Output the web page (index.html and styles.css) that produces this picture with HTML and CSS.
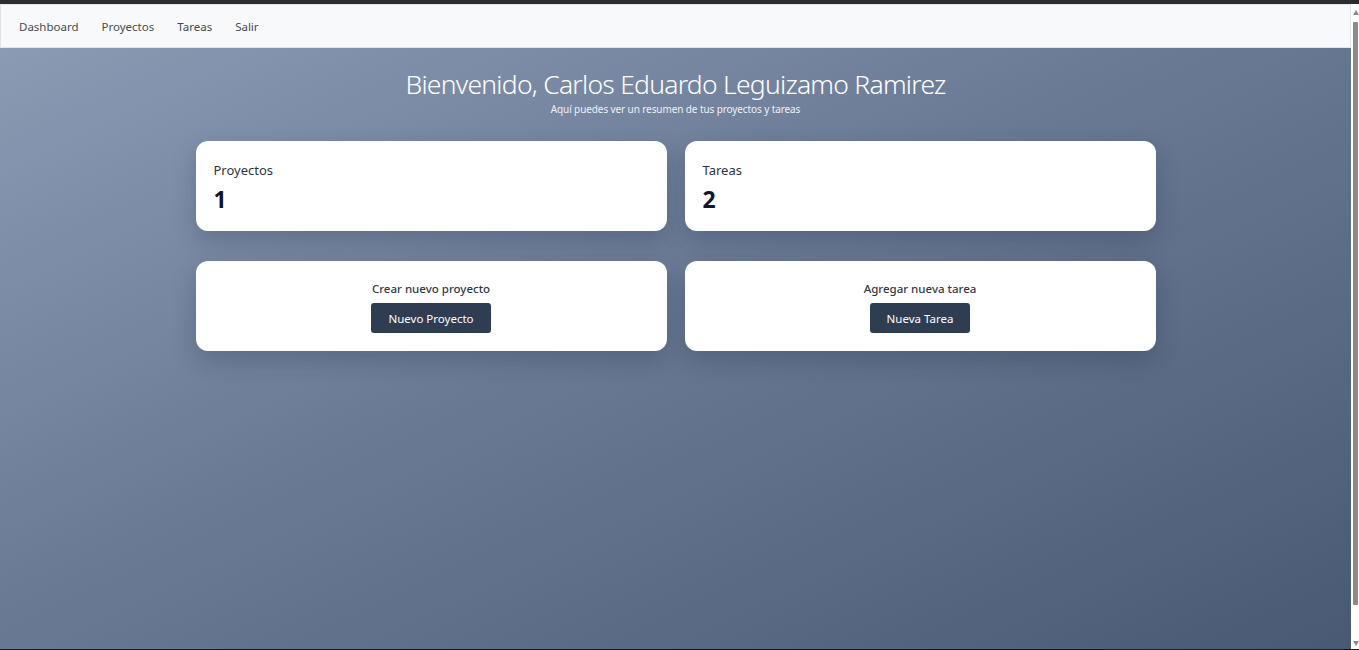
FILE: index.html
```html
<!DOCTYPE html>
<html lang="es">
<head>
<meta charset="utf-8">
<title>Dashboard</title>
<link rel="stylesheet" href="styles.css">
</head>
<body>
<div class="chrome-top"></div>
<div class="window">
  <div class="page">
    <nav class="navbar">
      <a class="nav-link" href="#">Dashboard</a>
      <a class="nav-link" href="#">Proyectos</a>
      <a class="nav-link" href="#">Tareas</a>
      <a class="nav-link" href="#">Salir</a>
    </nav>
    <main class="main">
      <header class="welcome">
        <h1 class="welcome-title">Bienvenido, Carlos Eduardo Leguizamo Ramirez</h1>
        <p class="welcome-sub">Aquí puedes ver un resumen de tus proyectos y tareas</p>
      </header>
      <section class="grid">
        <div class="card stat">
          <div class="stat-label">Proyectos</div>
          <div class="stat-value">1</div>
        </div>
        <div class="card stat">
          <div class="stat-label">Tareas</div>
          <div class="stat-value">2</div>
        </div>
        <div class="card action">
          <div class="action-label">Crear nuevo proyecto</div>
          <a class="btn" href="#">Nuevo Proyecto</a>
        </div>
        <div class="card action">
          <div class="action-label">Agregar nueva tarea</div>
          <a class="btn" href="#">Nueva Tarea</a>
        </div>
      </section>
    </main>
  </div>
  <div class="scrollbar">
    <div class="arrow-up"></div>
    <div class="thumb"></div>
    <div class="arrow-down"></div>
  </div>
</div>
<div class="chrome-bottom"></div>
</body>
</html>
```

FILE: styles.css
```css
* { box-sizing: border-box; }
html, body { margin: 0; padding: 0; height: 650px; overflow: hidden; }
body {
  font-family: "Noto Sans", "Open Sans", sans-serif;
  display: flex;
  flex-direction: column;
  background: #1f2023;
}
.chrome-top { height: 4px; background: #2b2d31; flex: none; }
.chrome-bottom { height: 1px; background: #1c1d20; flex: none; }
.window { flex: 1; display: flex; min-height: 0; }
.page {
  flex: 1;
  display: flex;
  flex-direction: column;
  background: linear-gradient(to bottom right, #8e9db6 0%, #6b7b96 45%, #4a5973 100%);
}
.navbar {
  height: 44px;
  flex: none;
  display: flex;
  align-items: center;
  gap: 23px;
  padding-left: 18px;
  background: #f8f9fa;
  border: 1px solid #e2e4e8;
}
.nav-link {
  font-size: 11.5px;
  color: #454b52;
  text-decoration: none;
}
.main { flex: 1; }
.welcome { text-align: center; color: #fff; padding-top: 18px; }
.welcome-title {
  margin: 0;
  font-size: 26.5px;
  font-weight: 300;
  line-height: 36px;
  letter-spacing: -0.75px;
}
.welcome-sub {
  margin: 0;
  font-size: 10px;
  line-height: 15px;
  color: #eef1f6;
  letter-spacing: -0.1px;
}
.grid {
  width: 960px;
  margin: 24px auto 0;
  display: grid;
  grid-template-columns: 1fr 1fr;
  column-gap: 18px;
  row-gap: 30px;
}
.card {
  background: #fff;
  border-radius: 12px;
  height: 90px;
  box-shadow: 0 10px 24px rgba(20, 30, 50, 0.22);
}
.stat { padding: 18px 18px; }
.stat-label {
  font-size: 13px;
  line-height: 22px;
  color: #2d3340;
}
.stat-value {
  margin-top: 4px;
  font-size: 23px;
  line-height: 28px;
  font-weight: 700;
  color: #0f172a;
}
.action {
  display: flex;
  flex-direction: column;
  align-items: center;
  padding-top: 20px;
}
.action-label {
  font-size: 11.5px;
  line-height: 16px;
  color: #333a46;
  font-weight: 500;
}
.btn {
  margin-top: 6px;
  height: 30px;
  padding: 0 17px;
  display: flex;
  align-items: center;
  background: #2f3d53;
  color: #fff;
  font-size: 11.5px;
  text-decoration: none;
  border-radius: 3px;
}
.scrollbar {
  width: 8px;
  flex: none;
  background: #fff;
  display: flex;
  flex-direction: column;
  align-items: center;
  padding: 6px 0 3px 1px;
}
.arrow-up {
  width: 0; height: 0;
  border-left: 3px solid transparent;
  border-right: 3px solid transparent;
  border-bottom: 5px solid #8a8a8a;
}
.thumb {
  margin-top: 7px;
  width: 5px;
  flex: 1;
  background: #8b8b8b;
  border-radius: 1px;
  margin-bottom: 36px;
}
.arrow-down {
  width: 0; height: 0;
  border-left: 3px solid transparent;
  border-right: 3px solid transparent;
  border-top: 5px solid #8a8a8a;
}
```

→ **PROBLEM TO SOLVE**
In the data above, how many lines contain the string "page"? Answer with the number only.

→ **OUTPUT BELOW**
3